Modulation of Cosmic‐Ray Electrons in the Outer Heliosphere

Abstract

A new cosmic-ray transport model, which investigates the modulation of cosmic-ray electrons in the outer heliospheric regions, including all major modulation mechanisms and the asymmetry of the heliospheric shock structures, is developed. The transport of Galactic cosmic rays into the heliosphere is directly calculated from the local interstellar medium, while for the mutual interaction between the solar wind and the interstellar medium, the three-fluid two-dimensional hydrodynamic Bonn model is used to calculate the geometry of the heliosphere and solar wind flow profiles as input to the transport model. There are considerable differences in the modulation that cosmic rays experience between the heliospheric nose and tail regions, but because of large transport parameters, no modulation of Galactic cosmic rays occurs beyond the heliopause. It is shown that for energetic particles in the range of 1 GeV the termination shock has a significant influence on the modeled Galactic cosmic-ray flux intensities in the equatorial regions in direction to the heliospheric nose, while it is decreasing toward the poles and in the tail. Depending on energy, most of the modulation that the particles experience occurs at radial distances less than the shock radius.

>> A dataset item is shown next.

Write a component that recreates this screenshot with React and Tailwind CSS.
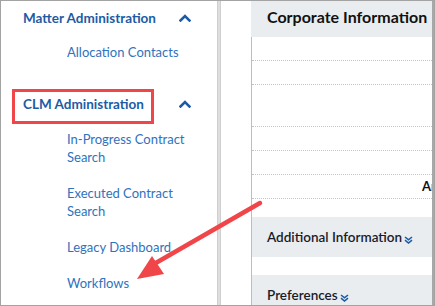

It is also shown that the cosmic-ray distribution in the inner heliosphere is not sensitive to the nose-tail asymmetry of the termination shock and heliopause. Finally, the effect of perpendicular transport parameter in the polar region is calculated. It is shown that depending on energy, this parameter influence computed latitudinal gradients, especially at, and to a lesser extend beyond, the termination shock, and in the heliospheric tail.